Records with interface code:
•••••
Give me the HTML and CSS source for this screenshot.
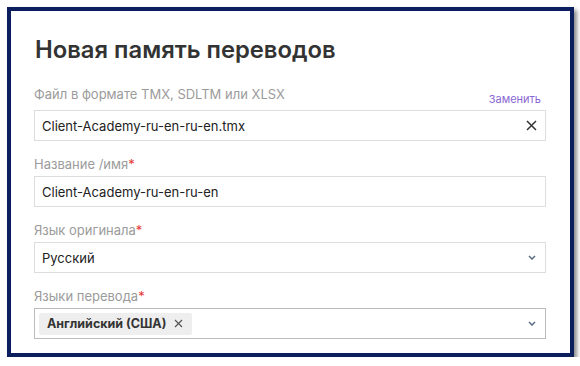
FILE: index.html
```html
<!DOCTYPE html>
<html lang="ru">
<head>
  <meta charset="UTF-8">
  <title>Новая память переводов</title>
  <link rel="stylesheet" href="styles.css">
</head>
<body>
  <div class="dialog">
    <h1>Новая память переводов</h1>

    <!-- File -->
    <div class="field">
      <div class="label-row">
        <span class="label">Файл в формате TMX, SDLTM или XLSX</span>
        <a class="replace" href="#">Заменить</a>
      </div>
      <div class="input">
        <span class="value">Client-Academy-ru-en-ru-en.tmx</span>
        <svg class="clear" width="11" height="11" viewBox="0 0 11 11">
          <path d="M1 1L10 10M10 1L1 10" stroke="#333" stroke-width="1.5" fill="none"/>
        </svg>
      </div>
    </div>

    <!-- Name -->
    <div class="field">
      <div class="label">Название /имя<span class="req">*</span></div>
      <div class="input">
        <span class="value">Client-Academy-ru-en-ru-en</span>
      </div>
    </div>

    <!-- Source language -->
    <div class="field">
      <div class="label">Язык оригинала<span class="req">*</span></div>
      <div class="input">
        <span class="value">Русский</span>
        <svg class="chevron" width="8" height="5" viewBox="0 0 8 5">
          <path d="M1 1L4 4L7 1" stroke="#5b6b88" stroke-width="1.5" fill="none"/>
        </svg>
      </div>
    </div>

    <!-- Target languages -->
    <div class="field">
      <div class="label">Языки перевода<span class="req">*</span></div>
      <div class="input input-active">
        <span class="tag">Английский (США)
          <svg class="tag-x" width="9" height="9" viewBox="0 0 9 9">
            <path d="M1 1L8 8M8 1L1 8" stroke="#555" stroke-width="1.2" fill="none"/>
          </svg>
        </span>
        <svg class="chevron" width="8" height="5" viewBox="0 0 8 5">
          <path d="M1 1L4 4L7 1" stroke="#5b6b88" stroke-width="1.5" fill="none"/>
        </svg>
      </div>
    </div>
  </div>
</body>
</html>
```
FILE: styles.css
```css
/* Base */
body {
  margin: 0;
  padding: 0;
  background-color: #fff;
  font-family: Inter, "Noto Sans", sans-serif;
}

/* Dialog frame */
.dialog {
  box-sizing: border-box;
  width: 567px;
  height: 350px;
  margin: 7px 0 0 7px;
  padding: 25px 24px 0 23px;
  border: 4px solid #0b1f5e;
  box-shadow: 3px 3px 4px rgba(0, 0, 0, 0.45);
}

h1 {
  margin: 0 0 21px 1px;
  font-size: 23.8px;
  line-height: 28px;
  font-weight: 600;
  color: #333;
}

/* Fields */
.field {
  margin-bottom: 14px;
}

.label-row {
  display: flex;
  justify-content: space-between;
  align-items: flex-end;
  height: 22px;
  margin-bottom: 3px;
}

.label-row .label {
  align-self: flex-start;
  margin-bottom: 0;
}

.label {
  font-size: 13px;
  line-height: 18px;
  color: #9b9b9b;
  margin-bottom: 3px;
}

.req {
  color: #e53935;
}

.replace {
  font-size: 11px;
  line-height: 16px;
  color: #8a68d4;
  text-decoration: none;
  margin-right: 5px;
}

.input {
  box-sizing: border-box;
  display: flex;
  align-items: center;
  justify-content: space-between;
  height: 31px;
  padding: 0 8px 0 7px;
  border: 1px solid #ddd;
  font-size: 13px;
  color: #222;
}

.input-active {
  border-color: #bbb;
  padding-left: 4px;
}

.chevron {
  margin-right: 1px;
}

/* Selected language tag */
.tag {
  display: flex;
  align-items: center;
  height: 22px;
  padding: 0 9px 0 8px;
  background-color: #eee;
  border-radius: 2px;
  font-size: 12.5px;
  font-weight: 700;
  color: #333;
}

.tag-x {
  margin-left: 8px;
}
```
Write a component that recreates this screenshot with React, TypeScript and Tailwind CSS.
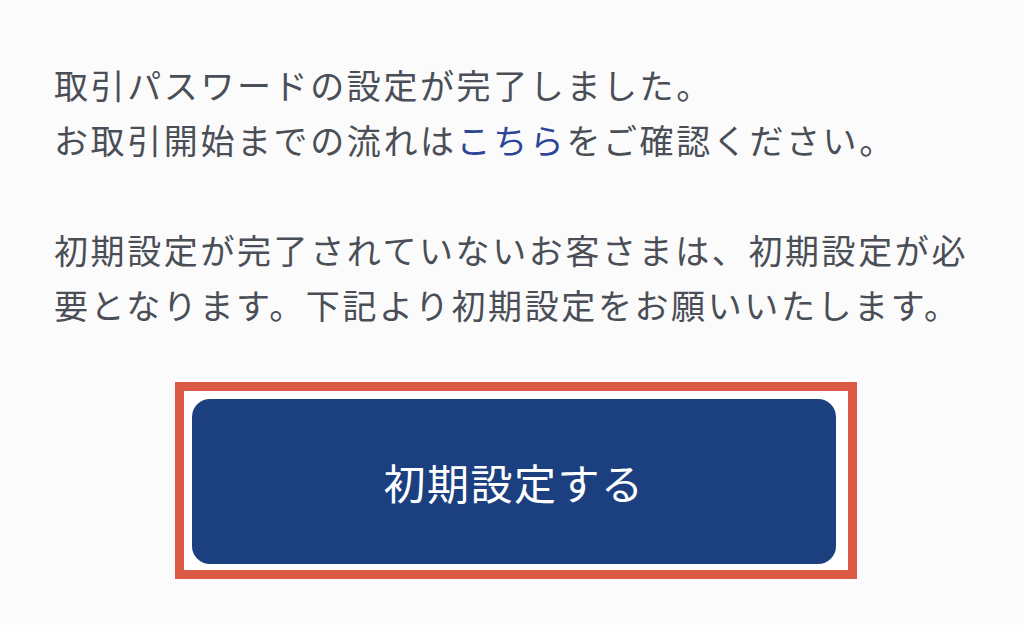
•••••
Your goal: Give the number of lines in the records above that contain the word "this". Reply with that number alone.

Complete response: 2